*DATA SEGMENT*

+ + + + + + +

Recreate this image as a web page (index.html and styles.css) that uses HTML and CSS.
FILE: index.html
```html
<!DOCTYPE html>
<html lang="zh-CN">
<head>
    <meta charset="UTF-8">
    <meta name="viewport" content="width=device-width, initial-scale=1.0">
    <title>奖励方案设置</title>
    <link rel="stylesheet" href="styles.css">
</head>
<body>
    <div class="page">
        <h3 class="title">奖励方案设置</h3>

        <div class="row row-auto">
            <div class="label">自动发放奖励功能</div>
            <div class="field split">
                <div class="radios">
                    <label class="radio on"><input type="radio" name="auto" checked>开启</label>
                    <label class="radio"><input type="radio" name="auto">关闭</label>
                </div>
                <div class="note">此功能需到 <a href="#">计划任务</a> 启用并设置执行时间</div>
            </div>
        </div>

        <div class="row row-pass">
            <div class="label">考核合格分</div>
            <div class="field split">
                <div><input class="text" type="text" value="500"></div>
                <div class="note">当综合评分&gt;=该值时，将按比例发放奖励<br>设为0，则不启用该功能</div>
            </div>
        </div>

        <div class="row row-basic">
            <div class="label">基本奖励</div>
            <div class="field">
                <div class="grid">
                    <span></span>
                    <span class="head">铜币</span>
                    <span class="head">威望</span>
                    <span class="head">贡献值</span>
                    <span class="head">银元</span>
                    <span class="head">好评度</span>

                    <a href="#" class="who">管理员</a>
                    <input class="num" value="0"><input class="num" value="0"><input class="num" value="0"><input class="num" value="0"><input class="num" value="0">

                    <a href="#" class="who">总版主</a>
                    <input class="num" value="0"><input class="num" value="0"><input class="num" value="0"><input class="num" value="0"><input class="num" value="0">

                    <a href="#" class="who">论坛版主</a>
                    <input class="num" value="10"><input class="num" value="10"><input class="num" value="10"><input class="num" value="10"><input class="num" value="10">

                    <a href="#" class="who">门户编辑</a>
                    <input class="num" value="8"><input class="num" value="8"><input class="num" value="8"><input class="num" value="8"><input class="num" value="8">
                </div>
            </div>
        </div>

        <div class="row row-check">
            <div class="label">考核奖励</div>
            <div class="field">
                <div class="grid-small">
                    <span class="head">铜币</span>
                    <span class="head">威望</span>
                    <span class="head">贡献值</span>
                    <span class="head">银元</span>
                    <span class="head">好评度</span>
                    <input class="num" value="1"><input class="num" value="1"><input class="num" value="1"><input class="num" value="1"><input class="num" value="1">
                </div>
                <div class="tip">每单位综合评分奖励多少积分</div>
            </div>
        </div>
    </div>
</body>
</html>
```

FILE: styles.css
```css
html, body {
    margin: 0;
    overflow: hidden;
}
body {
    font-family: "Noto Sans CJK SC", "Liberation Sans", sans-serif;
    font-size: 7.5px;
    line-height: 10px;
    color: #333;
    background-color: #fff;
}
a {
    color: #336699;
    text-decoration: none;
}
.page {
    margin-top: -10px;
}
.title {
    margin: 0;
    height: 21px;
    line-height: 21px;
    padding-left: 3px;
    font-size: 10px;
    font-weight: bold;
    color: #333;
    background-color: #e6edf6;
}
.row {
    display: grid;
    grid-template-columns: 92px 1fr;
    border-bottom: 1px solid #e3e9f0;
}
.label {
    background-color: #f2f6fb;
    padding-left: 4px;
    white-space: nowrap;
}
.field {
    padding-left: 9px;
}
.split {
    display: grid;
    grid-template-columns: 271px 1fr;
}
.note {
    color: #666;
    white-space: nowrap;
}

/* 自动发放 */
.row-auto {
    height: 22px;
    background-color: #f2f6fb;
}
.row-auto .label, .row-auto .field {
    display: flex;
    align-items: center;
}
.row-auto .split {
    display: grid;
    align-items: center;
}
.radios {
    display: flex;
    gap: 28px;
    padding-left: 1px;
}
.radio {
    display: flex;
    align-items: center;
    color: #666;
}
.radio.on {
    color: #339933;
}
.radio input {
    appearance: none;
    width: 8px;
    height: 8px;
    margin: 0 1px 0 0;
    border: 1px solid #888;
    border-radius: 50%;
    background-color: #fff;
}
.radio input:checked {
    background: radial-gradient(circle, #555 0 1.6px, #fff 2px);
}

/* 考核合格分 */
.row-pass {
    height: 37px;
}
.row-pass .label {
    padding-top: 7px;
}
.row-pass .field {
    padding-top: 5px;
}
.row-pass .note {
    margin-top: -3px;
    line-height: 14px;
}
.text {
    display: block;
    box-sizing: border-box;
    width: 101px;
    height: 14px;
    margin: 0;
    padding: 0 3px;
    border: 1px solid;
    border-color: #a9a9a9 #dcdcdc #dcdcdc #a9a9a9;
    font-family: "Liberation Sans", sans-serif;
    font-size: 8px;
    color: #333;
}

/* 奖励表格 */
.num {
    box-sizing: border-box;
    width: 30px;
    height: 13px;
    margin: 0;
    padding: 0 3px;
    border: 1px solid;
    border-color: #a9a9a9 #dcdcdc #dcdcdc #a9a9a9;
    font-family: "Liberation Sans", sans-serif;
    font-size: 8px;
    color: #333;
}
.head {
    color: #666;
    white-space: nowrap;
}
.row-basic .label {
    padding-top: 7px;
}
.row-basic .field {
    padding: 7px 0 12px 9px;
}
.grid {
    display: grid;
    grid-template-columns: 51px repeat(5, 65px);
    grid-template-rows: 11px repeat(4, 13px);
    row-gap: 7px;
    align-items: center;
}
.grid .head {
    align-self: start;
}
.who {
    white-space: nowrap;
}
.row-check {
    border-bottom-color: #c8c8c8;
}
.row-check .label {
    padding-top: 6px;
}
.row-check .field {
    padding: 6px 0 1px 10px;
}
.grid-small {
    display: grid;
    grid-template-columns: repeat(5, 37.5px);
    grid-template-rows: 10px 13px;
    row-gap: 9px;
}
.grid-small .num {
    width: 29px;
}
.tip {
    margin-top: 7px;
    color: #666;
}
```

+ + + + + + +

*WHAT THE TASK REQUIRES*
Copy out each line exactly as written.

*WRITTEN ANSWER*
Recreate this image as a web page (index.html and styles.css) that uses HTML and CSS.
FILE: index.html
```html
<!DOCTYPE html>
<html lang="zh-CN">
<head>
    <meta charset="UTF-8">
    <meta name="viewport" content="width=device-width, initial-scale=1.0">
    <title>奖励方案设置</title>
    <link rel="stylesheet" href="styles.css">
</head>
<body>
    <div class="page">
        <h3 class="title">奖励方案设置</h3>

        <div class="row row-auto">
            <div class="label">自动发放奖励功能</div>
            <div class="field split">
                <div class="radios">
                    <label class="radio on"><input type="radio" name="auto" checked>开启</label>
                    <label class="radio"><input type="radio" name="auto">关闭</label>
                </div>
                <div class="note">此功能需到 <a href="#">计划任务</a> 启用并设置执行时间</div>
            </div>
        </div>

        <div class="row row-pass">
            <div class="label">考核合格分</div>
            <div class="field split">
                <div><input class="text" type="text" value="500"></div>
                <div class="note">当综合评分&gt;=该值时，将按比例发放奖励<br>设为0，则不启用该功能</div>
            </div>
        </div>

        <div class="row row-basic">
            <div class="label">基本奖励</div>
            <div class="field">
                <div class="grid">
                    <span></span>
                    <span class="head">铜币</span>
                    <span class="head">威望</span>
                    <span class="head">贡献值</span>
                    <span class="head">银元</span>
                    <span class="head">好评度</span>

                    <a href="#" class="who">管理员</a>
                    <input class="num" value="0"><input class="num" value="0"><input class="num" value="0"><input class="num" value="0"><input class="num" value="0">

                    <a href="#" class="who">总版主</a>
                    <input class="num" value="0"><input class="num" value="0"><input class="num" value="0"><input class="num" value="0"><input class="num" value="0">

                    <a href="#" class="who">论坛版主</a>
                    <input class="num" value="10"><input class="num" value="10"><input class="num" value="10"><input class="num" value="10"><input class="num" value="10">

                    <a href="#" class="who">门户编辑</a>
                    <input class="num" value="8"><input class="num" value="8"><input class="num" value="8"><input class="num" value="8"><input class="num" value="8">
                </div>
            </div>
        </div>

        <div class="row row-check">
            <div class="label">考核奖励</div>
            <div class="field">
                <div class="grid-small">
                    <span class="head">铜币</span>
                    <span class="head">威望</span>
                    <span class="head">贡献值</span>
                    <span class="head">银元</span>
                    <span class="head">好评度</span>
                    <input class="num" value="1"><input class="num" value="1"><input class="num" value="1"><input class="num" value="1"><input class="num" value="1">
                </div>
                <div class="tip">每单位综合评分奖励多少积分</div>
            </div>
        </div>
    </div>
</body>
</html>
```

FILE: styles.css
```css
html, body {
    margin: 0;
    overflow: hidden;
}
body {
    font-family: "Noto Sans CJK SC", "Liberation Sans", sans-serif;
    font-size: 7.5px;
    line-height: 10px;
    color: #333;
    background-color: #fff;
}
a {
    color: #336699;
    text-decoration: none;
}
.page {
    margin-top: -10px;
}
.title {
    margin: 0;
    height: 21px;
    line-height: 21px;
    padding-left: 3px;
    font-size: 10px;
    font-weight: bold;
    color: #333;
    background-color: #e6edf6;
}
.row {
    display: grid;
    grid-template-columns: 92px 1fr;
    border-bottom: 1px solid #e3e9f0;
}
.label {
    background-color: #f2f6fb;
    padding-left: 4px;
    white-space: nowrap;
}
.field {
    padding-left: 9px;
}
.split {
    display: grid;
    grid-template-columns: 271px 1fr;
}
.note {
    color: #666;
    white-space: nowrap;
}

/* 自动发放 */
.row-auto {
    height: 22px;
    background-color: #f2f6fb;
}
.row-auto .label, .row-auto .field {
    display: flex;
    align-items: center;
}
.row-auto .split {
    display: grid;
    align-items: center;
}
.radios {
    display: flex;
    gap: 28px;
    padding-left: 1px;
}
.radio {
    display: flex;
    align-items: center;
    color: #666;
}
.radio.on {
    color: #339933;
}
.radio input {
    appearance: none;
    width: 8px;
    height: 8px;
    margin: 0 1px 0 0;
    border: 1px solid #888;
    border-radius: 50%;
    background-color: #fff;
}
.radio input:checked {
    background: radial-gradient(circle, #555 0 1.6px, #fff 2px);
}

/* 考核合格分 */
.row-pass {
    height: 37px;
}
.row-pass .label {
    padding-top: 7px;
}
.row-pass .field {
    padding-top: 5px;
}
.row-pass .note {
    margin-top: -3px;
    line-height: 14px;
}
.text {
    display: block;
    box-sizing: border-box;
    width: 101px;
    height: 14px;
    margin: 0;
    padding: 0 3px;
    border: 1px solid;
    border-color: #a9a9a9 #dcdcdc #dcdcdc #a9a9a9;
    font-family: "Liberation Sans", sans-serif;
    font-size: 8px;
    color: #333;
}

/* 奖励表格 */
.num {
    box-sizing: border-box;
    width: 30px;
    height: 13px;
    margin: 0;
    padding: 0 3px;
    border: 1px solid;
    border-color: #a9a9a9 #dcdcdc #dcdcdc #a9a9a9;
    font-family: "Liberation Sans", sans-serif;
    font-size: 8px;
    color: #333;
}
.head {
    color: #666;
    white-space: nowrap;
}
.row-basic .label {
    padding-top: 7px;
}
.row-basic .field {
    padding: 7px 0 12px 9px;
}
.grid {
    display: grid;
    grid-template-columns: 51px repeat(5, 65px);
    grid-template-rows: 11px repeat(4, 13px);
    row-gap: 7px;
    align-items: center;
}
.grid .head {
    align-self: start;
}
.who {
    white-space: nowrap;
}
.row-check {
    border-bottom-color: #c8c8c8;
}
.row-check .label {
    padding-top: 6px;
}
.row-check .field {
    padding: 6px 0 1px 10px;
}
.grid-small {
    display: grid;
    grid-template-columns: repeat(5, 37.5px);
    grid-template-rows: 10px 13px;
    row-gap: 9px;
}
.grid-small .num {
    width: 29px;
}
.tip {
    margin-top: 7px;
    color: #666;
}
```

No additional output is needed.